Humour also seems to be essential to Lim Minouk’s projects. Her works appear generous and challenging, critical and playful at the same time as it became clear through the way she reacted to an invitation addressed to her by the corporate-owned Posco Museum in Seoul. Making use of their employee's weekly newsletter, she created a storyboard portraying herself as a contemporary Little Red Riding Hood, desperately determined to unravel this corporate art gallery’ “stories behind the scene” just to see all her efforts constantly impeded and blocked.
One common thread linking Lim Minouk’s wide range of activities and usage of media is that they are not so much about exhibiting a work of art. They rather utilize art as a means for setting-up new relations between people through diverse investigations and the shaping of both private and public space. Her projects call for a critical language through which values, ethics and social responsibility can be discussed in terms of art.
When the Marronnier Art Centre of the Korean Culture and Arts Foundation asked her to create a chill-out coffee space for an exhibition called “Rolling Space”, Lim Minouk, as part of the Pidgin Collective, proposed a work of art where one could live inside: a container. Closed down, it looked like a minimal sculpture but, once opened, it would have multiple functions. Easy to build, cheap and very flexible, containers are common all over Seoul and have played an important role in the city’s urbanisation.
A “living sculpture” functioning as a place where other artists or groups could come and try out their own ideas, “LOST?” posed essential questions related to the artist’s own strategies for survival or what is lost and gained through artistic activity. Close to a park, it was also a hangout for passers-by, homeless, demonstrators, etc. Instead of following a rigid set programme and clear goals, it flowed through the spontaneous rhythm of the artists’ activities where very busy days are followed by non-activity, expecting not appreciation but accepting its own contradictions, allowing itself to be freely elaborated by others, encouraging false paths.
The Korean modernization process has been extremely rapid, even violent and brutal in some aspects, taking the country from the third to the first world in just one generation. Such a big jump has inevitably left permanent scars on the country’s mentality as it comes through strongly in Lim Minouk’s work.
A perceptive translation of this sort of "creative destruction" is "Do We Negotiate Our Destiny”, a one-channel video that traces the history of Ganggyeong, a city that went through great prosperity, decline and is now threatened by reckless privatisation and real estate development. The video blends five narratives, mixing fact and fiction through the fragmented testimonies by some of the city's inhabitants on their present, past and future conditions. Schizophrenic and self-confessional, the tone hints that these witnesses' voices could easily been generalized to the desires and frustrations of anyone living in a globally capitalised society.

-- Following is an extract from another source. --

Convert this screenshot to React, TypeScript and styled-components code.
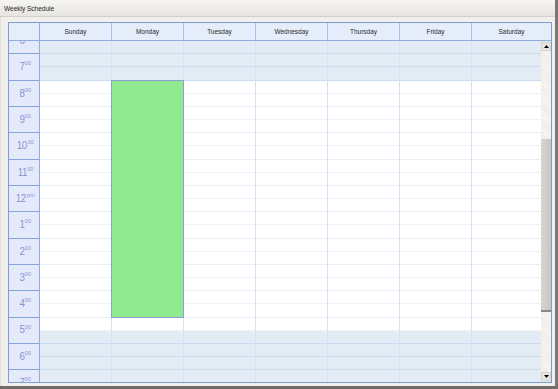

In the same spirit, “Rolling Stock” was initially made in 2000 as a tourist cultural guide for visitors to the Gwangju Biennale coming from abroad. Proposing a loose and undefined itinerary, this guidebook presented new and unexpected perspectives on different locations in the city of Seoul.
The guide's material was later re-activated as a video in 2003 ? a recycling principle important to the artist's approach and running throughout her practice. The fast paced video, a collage of shots from busy urban life, features different forms of vehicles - from rudimentary bicycles to modern vans or trucks ? always transporting items and constantly on the move. In a way, this full speed rhythm could metaphorically represent a country that has never given itself the necessary time for its developing modernity to reach maturity. As Lim Minouk states, alluding to this work: “to stop is to die, in the same way as the best art of defence is to always be moving”.
In a more recent video installation from 2005, “New Town Ghost”, the artist films a young woman slammer and a drummer who travel and perform on top of an open truck through the busy, cramped up streets of Yeongdeungpo, where the artist has her home and office. This huge area in Seoul has been a major industrial hub during the past hundred years and has now been chosen as one of the “new towns”, going through a redevelopment plan and experiencing drastic and constant changes. Yeongdeungpo is a symbolic place where hope for a better future and resistance to change have coexisted since the first redevelopment plan took place in Korea at the beginning of the sixties. The truck follows a very specific trajectory, going around a triangle of the area being “redeveloped”, while the slammer recites through a megaphone a text written by the artist that comments on the new mall and housing complex and on the new-knowledge economy, almost as if being ironically commanded by the “ghost of progress”.
“The Wrong Question”, her latest work, is a double-screen video installation accompanied by a soundtrack. The images depict different urban situations and everyday activities such as a car trying to park inside a garage, mixed with the process of trying to tune in the video and adjust its colours. Simultaneously, the over voice translates an older man's thoughts longing for a time when Korea was “ruled by a firm grip”, like those of the Founding Father, Rhee Seung-man or the "bold and decisive dictator of development", Park Jeong-hee. Nostalgia for the harsh days of reconstruction after the Korean War permeates the recitative from beginning to end, contrasting past order with present chaos. From time to time, a wrong question is raised: "What have they (the democrats) done? (…) What's the use of democracy anyway?" On the other hand, there is a distant echo of the famous Korean economist Duck-Woo Nam's evocation of the equality that prevailed at the starting point: "We were then all equal and all poor".
Through different projects and processes, even if in a modest degree, Lim Minouk wishes to contribute to a transformation in the way society functions, trying, for instance, to change our perception and awareness of the life codes around us. She continuously questions the conventional uses of space, pushing to the edge the potential of alternative uses that can, in turn, contribute towards recoding and restructuring human relations. Dealing not with abstract ideas but with real people in their immediate environment, she is subtly fostering not so small shifts in the way we think about, and relate to each other. Lim Minouk’s work is thus closely embedded to the context that surrounds her as it strongly reflects her own reality as an artist who refuses the dichotomy between art and life.